Lawmaker: State error will cost taxpayers this spring

Related Story

JEFFERSON CITY – Missourians may see a bill instead of a refund this tax season, after a mistake made by the state.

The mistake has to do with withholding charts, and it turns out, they weren’t taking enough money out of everyone’s incomes each month.

Missouri’s tax revenues decreased 2.9 percent for the first half of the fiscal year, from July through December 2018.

State Budget Director Dan Haug told the AP that this will change once people file tax returns this spring.

Rep. Kip Kendrick, D-Columbia, a member of the Missouri Budget Committee, said there will be a noticeable change.

“The withholding tables being off is really going to impact our budgeting year as well. Fiscal year 20, the revenue estimate is 198 million dollars in growth over the previous year,” Kendrick said.

However, he said that Missourians are really going to be affected.

“The lack of communication on the changes to withholding tables and really getting that information out to citizens is going to leave a lot of people surprised come mid-March through April,” Kendrick said.

He said the revenue drop could also be because of a layering of tax cuts phased in over the years, like the 2014 tax cut.
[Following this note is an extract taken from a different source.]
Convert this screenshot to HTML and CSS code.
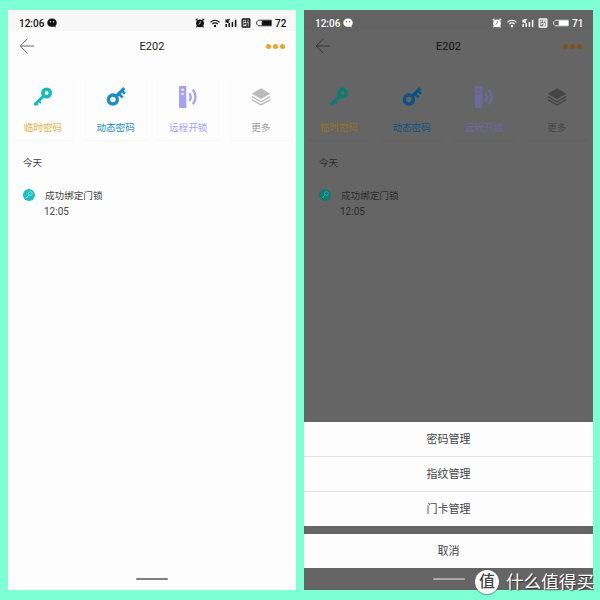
FILE: index.html
```
<!DOCTYPE html>
<html lang="zh-CN">

<head>
  <meta charset="UTF-8">
  <title>E202</title>
  <link rel="stylesheet" href="styles.css">
</head>

<body>
  <svg class="sprite">
    <symbol id="chat" viewBox="0 0 10 10">
      <path fill="currentColor" d="M5 .6C2.300.6.3 2.300.3 4.700c0 1.700 1 3.200 2.700 3.800.7.300 3 .3 4 0l1.700 1-.3-1.800c.8-.7 1.300-1.700 1.300-3C9.700 2.300 7.700.6 5 .6z" />
      <circle class="eye" cx="3.400" cy="3.700" r=".7" />
      <circle class="eye" cx="6.500" cy="3.700" r=".7" />
    </symbol>
    <symbol id="alarm" viewBox="0 0 10 10">
      <circle cx="5" cy="5.300" r="3.900" fill="currentColor" />
      <path d="M.8 2.200L2.500.8M9.200 2.200L7.500.8M2.400 8.200L1.500 9.300M7.600 8.200l.9 1.100" stroke="currentColor" stroke-width="1.300" />
      <path class="hand" d="M5.400 3.300L5 5.500 3.500 6.300" />
    </symbol>
    <symbol id="wifi" viewBox="0 0 10 10">
      <path d="M.5 4.200Q5 .3 9.500 4.200M2.200 6.100Q5 3.700 7.800 6.100" fill="none" stroke="currentColor" stroke-width="1.200" />
      <circle cx="5" cy="8" r="1.200" fill="currentColor" />
    </symbol>
    <symbol id="signal" viewBox="0 0 12 10">
      <path d="M1.200 1.500v2.300h2M3 1v4M5 1.500h-.8M1.200 6v3M4.200 5v4M7.400 4v5M10.600 1.800V9" fill="none" stroke="currentColor" stroke-width="1.500" />
    </symbol>
    <symbol id="volte" viewBox="0 0 10 10">
      <rect x="1.200" y="1" width="7.600" height="8" rx=".6" fill="none" stroke="currentColor" stroke-width="1.300" />
      <path d="M3 4.600V3h1.500M5.500 4.500V2.800h1.700v1.700M3 7.300V5.800h4v1.500H5" fill="none" stroke="currentColor" stroke-width="1.100" />
    </symbol>
    <symbol id="battery" viewBox="0 0 16 8">
      <path d="M2.800 1.200h12.400v5.600H2.800C1.800 6.800 1.700 5.500.7 5.200V2.800C1.700 2.500 1.800 1.200 2.800 1.200z" fill="none" stroke="currentColor" stroke-width=".8" />
      <path d="M5.700 1.500h9.500v5H5.700z" fill="currentColor" />
    </symbol>
    <symbol id="back" viewBox="0 0 16 16">
      <path d="M8.500.7L1.200 8l7.300 7.300M1.200 8H15" fill="none" stroke="currentColor" stroke-width=".8" />
    </symbol>
    <symbol id="key" viewBox="0 0 20 20">
      <circle cx="13.600" cy="6" r="3.700" fill="none" stroke="currentColor" stroke-width="3.600" />
      <path d="M10.800 8.900L1.400 18" stroke="currentColor" stroke-width="3" />
      <path d="M5.600 13.700l2.400 2.400M3 16.300l1.900 1.900" stroke="currentColor" stroke-width="1.800" />
    </symbol>
    <symbol id="key-up" viewBox="0 0 20 20">
      <circle cx="6.900" cy="12.600" r="4.500" fill="none" stroke="currentColor" stroke-width="3.500" />
      <path d="M10 9.500l8.300-8.300" stroke="currentColor" stroke-width="3.200" />
      <path d="M12.400 6.600l4.400 3.800M15.400 3.400l3.600 3.400" stroke="currentColor" stroke-width="2.600" />
    </symbol>
    <symbol id="remote" viewBox="0 0 20 22">
      <path fill="currentColor" fill-rule="evenodd" d="M1.800 0h5.700q.8 0 .8.800v20.400q0 .8-.8.800H1.800q-.8 0-.8-.8V.8Q1 0 1.800 0zM3.400 2.700v2.100h2.300V2.700zM3.400 7v1.800h2.300V7z" />
      <path d="M11.300 7.200q2.900 3.800 0 7.800M14.900 3.700q5.200 7.300 0 14.600" fill="none" stroke="currentColor" stroke-width="2.300" />
    </symbol>
    <symbol id="layers" viewBox="0 0 22 20">
      <path d="M11 .5l10.200 5.800L11 12.100.8 6.300z" fill="currentColor" />
      <path d="M.9 9.500L11 15.300l10.100-5.800M.9 12.900L11 18.700l10.100-5.800" fill="none" stroke="currentColor" stroke-width="1.500" />
    </symbol>
    <symbol id="key-badge" viewBox="0 0 12 12">
      <circle cx="6" cy="6" r="6" fill="currentColor" />
      <circle class="badge-key" cx="7.400" cy="4.500" r="1.900" />
      <path class="badge-key" d="M6 6L2.700 9.300M4.200 8l.8.800" />
    </symbol>
  </svg>

  <div class="phone">
    <div class="status-bar">
      <span class="time">12:06</span>
      <svg class="chat"><use href="#chat" /></svg>
      <div class="status-icons">
        <svg class="small"><use href="#alarm" /></svg>
        <svg class="small"><use href="#wifi" /></svg>
        <svg class="signal"><use href="#signal" /></svg>
        <svg class="small"><use href="#volte" /></svg>
        <svg class="battery"><use href="#battery" /></svg>
        <span class="percent">72</span>
      </div>
    </div>
    <div class="header">
      <svg class="back"><use href="#back" /></svg>
      <span class="title">E202</span>
      <div class="dots"><i></i><i></i><i></i></div>
    </div>
    <div class="menu">
      <div class="card temp"><svg><use href="#key" /></svg><span>临时密码</span></div>
      <div class="card dynamic"><svg><use href="#key-up" /></svg><span>动态密码</span></div>
      <div class="card remote"><svg><use href="#remote" /></svg><span>远程开锁</span></div>
      <div class="card more"><svg><use href="#layers" /></svg><span>更多</span></div>
    </div>
    <div class="day">今天</div>
    <div class="record">
      <svg><use href="#key-badge" /></svg>
      <div>
        <p class="event">成功绑定门锁</p>
        <p class="event-time">12:05</p>
      </div>
    </div>
    <div class="home-bar"></div>
  </div>

  <div class="phone dimmed">
    <div class="status-bar">
      <span class="time">12:06</span>
      <svg class="chat"><use href="#chat" /></svg>
      <div class="status-icons">
        <svg class="small"><use href="#alarm" /></svg>
        <svg class="small"><use href="#wifi" /></svg>
        <svg class="signal"><use href="#signal" /></svg>
        <svg class="small"><use href="#volte" /></svg>
        <svg class="battery"><use href="#battery" /></svg>
        <span class="percent">71</span>
      </div>
    </div>
    <div class="header">
      <svg class="back"><use href="#back" /></svg>
      <span class="title">E202</span>
      <div class="dots"><i></i><i></i><i></i></div>
    </div>
    <div class="menu">
      <div class="card temp"><svg><use href="#key" /></svg><span>临时密码</span></div>
      <div class="card dynamic"><svg><use href="#key-up" /></svg><span>动态密码</span></div>
      <div class="card remote"><svg><use href="#remote" /></svg><span>远程开锁</span></div>
      <div class="card more"><svg><use href="#layers" /></svg><span>更多</span></div>
    </div>
    <div class="day">今天</div>
    <div class="record">
      <svg><use href="#key-badge" /></svg>
      <div>
        <p class="event">成功绑定门锁</p>
        <p class="event-time">12:05</p>
      </div>
    </div>
    <div class="sheet">
      <div class="option">密码管理</div>
      <div class="option">指纹管理</div>
      <div class="option">门卡管理</div>
      <div class="option cancel">取消</div>
    </div>
    <div class="home-bar"></div>
  </div>

  <div class="watermark">
    <span class="logo">值</span>
    <span class="brand">什么值得买</span>
  </div>
</body>

</html>
```
FILE: styles.css
```
* {
  box-sizing: border-box;
}

body {
  display: flex;
  gap: 8px;
  width: 600px;
  height: 600px;
  margin: 0;
  padding: 10px 7px 10px 8px;
  overflow: hidden;
  background-color: #7fffd4;
  font-family: Roboto, "Noto Sans CJK SC", sans-serif;
}

p {
  margin: 0;
}

.sprite {
  position: absolute;
  width: 0;
  height: 0;
}

.phone {
  --bar: #f7f7f7;
  --badge: #9ce6e4;
  display: flex;
  flex-direction: column;
  width: 288px;
  height: 580px;
  background-color: #fdfdfd;
  color: #444;
}

/* status bar */
.status-bar {
  display: flex;
  align-items: center;
  height: 21px;
  padding: 5px 10px 0 11px;
  background-color: var(--bar);
  color: #111;
}

.time {
  width: 28px;
  font-size: 10px;
  font-weight: 500;
}

.chat {
  width: 10px;
  height: 10px;
}

.eye {
  fill: var(--bar);
}

.hand {
  fill: none;
  stroke: var(--bar);
  stroke-width: 0.8;
}

.status-icons {
  display: flex;
  align-items: center;
  margin-left: auto;
}

.small {
  width: 10px;
  height: 10px;
  margin-right: 5px;
}

.signal {
  width: 12px;
  height: 10px;
  margin-right: 4px;
}

.battery {
  width: 16px;
  height: 8px;
  margin-right: 3px;
}

.percent {
  width: 11px;
  font-size: 10px;
  font-weight: 500;
}

/* title row */
.header {
  display: flex;
  align-items: center;
  justify-content: space-between;
  height: 29px;
  padding: 0 11px;
}

.back {
  width: 16px;
  height: 16px;
  color: #444;
}

.title {
  padding: 1px 0 0 3px;
  font-size: 11px;
  color: #222;
}

.dots {
  display: flex;
  gap: 2px;
  padding-top: 1px;
}

.dots i {
  width: 5px;
  height: 5px;
  border-radius: 50%;
  background-color: #eba02f;
}

/* four shortcuts */
.menu {
  display: grid;
  grid-template-columns: repeat(4, 60px);
  column-gap: 12.6px;
  margin: 12px 0 0 5px;
}

.card {
  display: flex;
  flex-direction: column;
  align-items: center;
  height: 68px;
  padding-top: 14px;
  border-radius: 2px;
  box-shadow: 0 1px 2px rgba(0, 0, 0, 0.04);
  font-size: 9.6px;
  line-height: 14px;
}

.card svg {
  width: 20px;
  height: 22px;
  margin-bottom: 13px;
}

.temp svg {
  color: #17b9b9;
}

.temp span {
  color: #e3b04a;
}

.dynamic {
  color: #1b8dcb;
}

.remote {
  color: #a5a2f3;
}

.more {
  color: #999;
}

.more svg {
  color: #bbb;
}

/* history */
.day {
  margin: 16px 0 0 15px;
  font-size: 9.6px;
  line-height: 14px;
}

.record {
  display: flex;
  margin: 19px 0 0 15px;
}

.record svg {
  width: 12px;
  height: 12px;
  margin-right: 9px;
  color: #1fbfc0;
}

.badge-key {
  fill: none;
  stroke: var(--badge);
  stroke-width: 0.8;
}

.event {
  padding-left: 1px;
  font-size: 9.6px;
  line-height: 14px;
}

.event-time {
  margin-top: 1px;
  font-size: 10px;
  line-height: 15px;
}

.home-bar {
  width: 32px;
  height: 2px;
  margin: auto auto 10px;
  border-radius: 1px;
  background-color: #808080;
}

/* phone with the action sheet open */
.dimmed {
  --bar: #636363;
  --badge: #4fa39c;
  width: 289px;
  background-color: #656565;
  color: #2c2c2c;
}

.dimmed .status-bar {
  color: #fff;
}

.dimmed .back {
  color: #2a2a2a;
}

.dimmed .title {
  color: #111;
}

.dimmed .dots i {
  background-color: #7d5518;
}

.dimmed .temp svg {
  color: #0c7b72;
}

.dimmed .temp span {
  color: #94702f;
}

.dimmed .dynamic {
  color: #0d5283;
}

.dimmed .remote {
  color: #6c699f;
}

.dimmed .more,
.dimmed .more svg {
  color: #444;
}

.dimmed .record svg {
  color: #0c7b72;
}

.sheet {
  margin-top: auto;
}

.option {
  height: 35px;
  border-bottom: 1px solid #e2e2e2;
  background-color: #fdfdfd;
  color: #444;
  font-size: 11px;
  line-height: 36px;
  text-align: center;
}

.option:nth-child(3) {
  height: 34px;
  border-bottom: none;
}

.cancel {
  height: 34px;
  margin-top: 8px;
  border-bottom: none;
}

.dimmed .home-bar {
  margin-top: 10px;
  background-color: #aaa;
}

.watermark {
  position: absolute;
  left: 475px;
  top: 570px;
  display: flex;
  align-items: center;
  gap: 7px;
  color: #fff;
  white-space: nowrap;
}

.logo {
  width: 24px;
  height: 24px;
  border-radius: 50%;
  background-color: #fff;
  color: #444;
  font-size: 16px;
  font-weight: 500;
  line-height: 24px;
  text-align: center;
  box-shadow: 0 1px 1px rgba(0, 0, 0, 0.4);
}

.brand {
  font-size: 17.6px;
  line-height: 24px;
  text-shadow: 1px 1px 1px rgba(0, 0, 0, 0.5);
}
```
“It’s going to be the 3rd year of the 5-year phase and it’s going to cost us $320 million in FY20 alone so while we are growing 198 million, we could’ve grown over 500 million potentially in revenue, had that major tax cut not been implemented,” Kendrick said.
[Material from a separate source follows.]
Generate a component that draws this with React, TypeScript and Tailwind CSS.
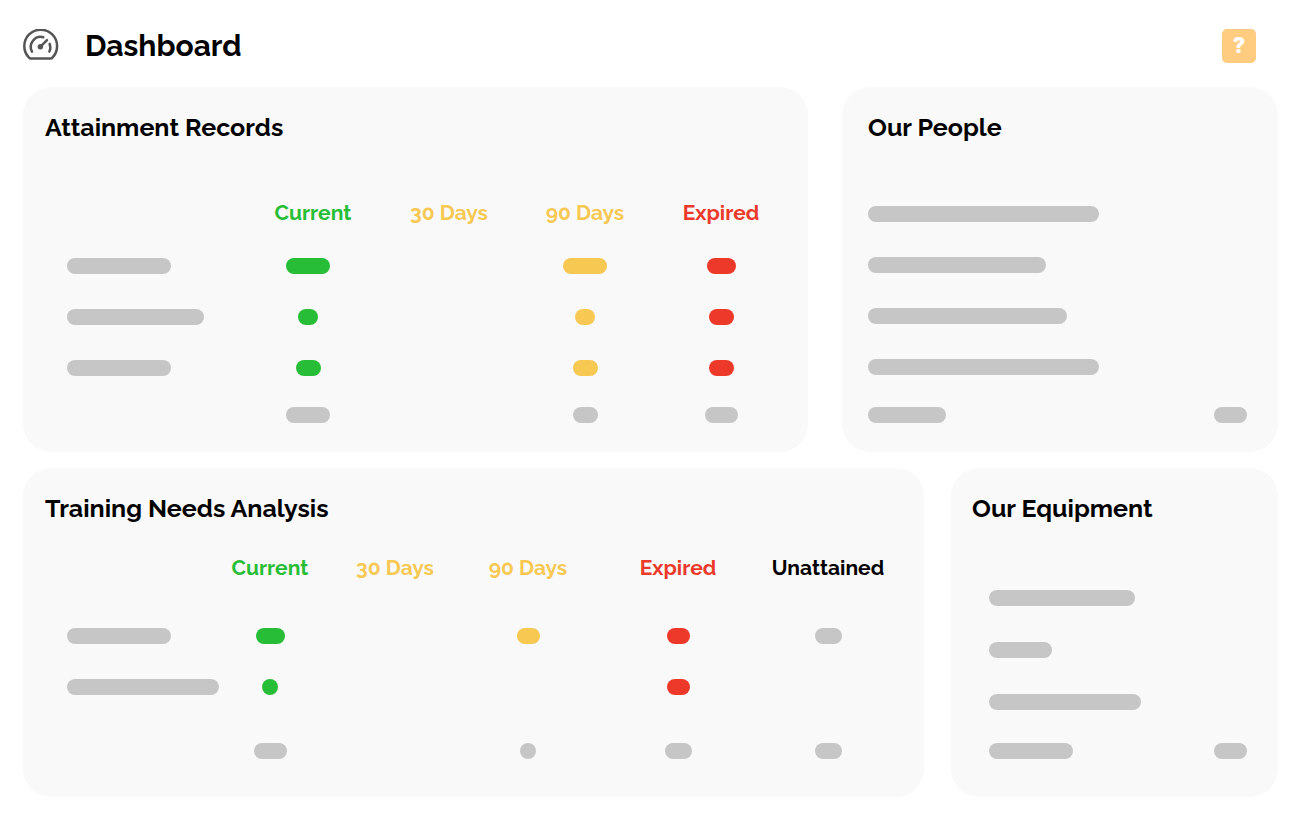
import React from 'react';
import clsx from 'clsx';

type Pill = string | null;

interface Column {
  label: string;
  width: string;
  text: string;
  pill: string;
  cell?: string;
}

interface Row {
  name: string;
  pills: Pill[];
}

const attainmentColumns: Column[] = [
  { label: 'Current', width: 'w-[136px]', text: 'text-[#28bd36]', pill: 'bg-[#28bd36]', cell: 'pr-2.5' },
  { label: '30 Days', width: 'w-[136px]', text: 'text-[#f7c852]', pill: 'bg-[#f7c852]' },
  { label: '90 Days', width: 'w-[136px]', text: 'text-[#f7c852]', pill: 'bg-[#f7c852]' },
  { label: 'Expired', width: 'w-[136px]', text: 'text-[#ec392a]', pill: 'bg-[#ec392a]' },
];

const attainmentRows: Row[] = [
  { name: 'w-[104px]', pills: ['w-11', null, 'w-11', 'w-[29px]'] },
  { name: 'w-[137px]', pills: ['w-5', null, 'w-5', 'w-[25px]'] },
  { name: 'w-[104px]', pills: ['w-[25px]', null, 'w-[25px]', 'w-[25px]'] },
];

const trainingColumns: Column[] = [
  { label: 'Current', width: 'w-[134px]', text: 'text-[#28bd36]', pill: 'bg-[#28bd36]' },
  { label: '30 Days', width: 'w-[116px]', text: 'text-[#f7c852]', pill: 'bg-[#f7c852]' },
  { label: '90 Days', width: 'w-[150px]', text: 'text-[#f7c852]', pill: 'bg-[#f7c852]' },
  { label: 'Expired', width: 'w-[150px]', text: 'text-[#ec392a]', pill: 'bg-[#ec392a]' },
  { label: 'Unattained', width: 'w-[150px]', text: 'text-black', pill: 'bg-[#c6c6c6]' },
];

const trainingRows: Row[] = [
  { name: 'w-[104px]', pills: ['w-[29px]', null, 'w-[23px]', 'w-[23px]', 'w-[27px]'] },
  { name: 'w-[152px]', pills: ['w-4', null, null, 'w-[23px]', null] },
];

const Bar: React.FC<{ className: string }> = ({ className }) => (
  <div className={clsx('h-4 rounded-full', className)} />
);

const Panel: React.FC<{ title: string; className?: string; children: React.ReactNode }> = ({
  title,
  className,
  children,
}) => (
  <section className={clsx('rounded-[28px] bg-[#f9f9f9] pt-6', className)}>
    <h2 className="text-[25px] leading-8 font-bold text-black">{title}</h2>
    {children}
  </section>
);

interface StatusTableProps {
  columns: Column[];
  rows: Row[];
  totals: Pill[];
  className: string;
  headHeight: string;
  footHeight: string;
}

const StatusTable: React.FC<StatusTableProps> = ({ columns, rows, totals, className, headHeight, footHeight }) => (
  <div className={clsx('pl-[22px]', className)}>
    <table className="w-full table-fixed border-collapse">
      <thead>
        <tr className={headHeight}>
          <td />
          {columns.map((column) => (
            <th
              key={column.label}
              scope="col"
              className={clsx('p-0 text-center text-[21px] leading-6 font-bold', column.width, column.text)}
            >
              {column.label}
            </th>
          ))}
        </tr>
      </thead>
      <tbody>
        {rows.map((row, index) => (
          <tr key={index} className="h-[51px]">
            <td className="p-0">
              <Bar className={clsx('bg-[#c6c6c6]', row.name)} />
            </td>
            {row.pills.map((pill, i) => (
              <td key={i} className={clsx('p-0', columns[i].cell)}>
                {pill && <Bar className={clsx('mx-auto', columns[i].pill, pill)} />}
              </td>
            ))}
          </tr>
        ))}
      </tbody>
      <tfoot>
        <tr className={footHeight}>
          <td />
          {totals.map((pill, i) => (
            <td key={i} className={clsx('p-0', columns[i].cell)}>
              {pill && <Bar className={clsx('mx-auto bg-[#c6c6c6]', pill)} />}
            </td>
          ))}
        </tr>
      </tfoot>
    </table>
  </div>
);

interface SummaryListProps {
  bars: string[];
  total: string;
  className: string;
  rowHeight: string;
}

const SummaryList: React.FC<SummaryListProps> = ({ bars, total, className, rowHeight }) => (
  <div className={clsx('pr-[31px]', className)}>
    <ul>
      {bars.map((bar, index) => (
        <li key={index} className={clsx('flex items-center', rowHeight)}>
          <Bar className={clsx('bg-[#c6c6c6]', bar)} />
        </li>
      ))}
    </ul>
    <div className="flex h-[46px] items-center justify-between">
      <Bar className={clsx('bg-[#c6c6c6]', total)} />
      <Bar className="w-[33px] bg-[#c6c6c6]" />
    </div>
  </div>
);

const GaugeIcon: React.FC = () => (
  <svg
    width="36"
    height="34"
    viewBox="0 0 36 34"
    fill="none"
    stroke="#555555"
    strokeWidth="2.5"
    strokeLinecap="round"
    strokeLinejoin="round"
    aria-hidden="true"
  >
    <path d="M8 29.6H27.4Q28.6 29.6 29.4 28.6A16.4 16.4 0 1 0 6 28.6Q6.8 29.6 8 29.6Z" />
    <path d="M9 22.6A10 10 0 0 1 20.3 8.2" />
    <path d="M26.6 14.8A10 10 0 0 1 26.4 22.6" />
    <path d="M17.5 17.6L24 11.2" />
    <circle cx="17.4" cy="17.8" r="1.5" fill="#555555" />
  </svg>
);

const App: React.FC = () => {
  return (
    <div className="min-h-screen bg-white pr-[22px] pb-7 pl-[23px] font-['Raleway','Lato',sans-serif]">
      <header className="flex h-[87px] items-center justify-between pt-1 pr-[22px]">
        <div className="flex items-center gap-[26px]">
          <GaugeIcon />
          <h1 className="text-[30px] leading-10 font-bold text-black">Dashboard</h1>
        </div>
        <button
          type="button"
          aria-label="Help"
          className="flex size-[34px] items-center justify-center rounded-[5px] bg-[#ffcc80] font-['Inter',sans-serif] text-[21px] leading-none font-black text-white"
        >
          ?
        </button>
      </header>

      <main className="flex flex-col gap-4">
        <div className="grid grid-cols-[785fr_436fr] gap-[34px]">
          <Panel title="Attainment Records" className="pr-[19px] pb-[15px] pl-[22px]">
            <StatusTable
              columns={attainmentColumns}
              rows={attainmentRows}
              totals={['w-11', null, 'w-[25px]', 'w-[33px]']}
              className="pt-[43px]"
              headHeight="h-[54px]"
              footHeight="h-11"
            />
          </Panel>
          <Panel title="Our People" className="pl-[26px]">
            <SummaryList
              bars={['w-[231px]', 'w-[178px]', 'w-[199px]', 'w-[231px]']}
              total="w-[78px]"
              className="pt-[45px]"
              rowHeight="h-[51px]"
            />
          </Panel>
        </div>

        <div className="grid grid-cols-[901fr_327fr] gap-[27px]">
          <Panel title="Training Needs Analysis" className="pr-[21px] pb-2 pl-[22px]">
            <StatusTable
              columns={trainingColumns}
              rows={trainingRows}
              totals={['w-[33px]', null, 'w-4', 'w-[27px]', 'w-[27px]']}
              className="pt-0.5"
              headHeight="h-[84px]"
              footHeight="h-[77px]"
            />
          </Panel>
          <Panel title="Our Equipment" className="pl-[21px]">
            <SummaryList
              bars={['w-[146px]', 'w-[63px]', 'w-[152px]']}
              total="w-[84px]"
              className="pt-12 pl-[17px]"
              rowHeight="h-[52px]"
            />
          </Panel>
        </div>
      </main>
    </div>
  );
};

export default App;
Kendrick said that being on the budget committee shows him how many priorities go under-funded each year.

“We support education, we support health care, we support infrastructure we just need to make sure we have the funding to be able to appropriately build upon the success we’ve had in those areas,” Kendrick said.

Meanwhile, Kendrick said they are pushing a bill in the legislative session that would help. He said it would delay payment without any penalties for people who are going to owe taxes.

Brian Colby, the Policy director at Missouri Budget Project, said this is unfortunate but not surprising.

"Unfortunate that this happened and the state legislatures need to be careful when making changes to tax law," Colby said. "Tax policy is difficult to get right, there are unexpected consequences."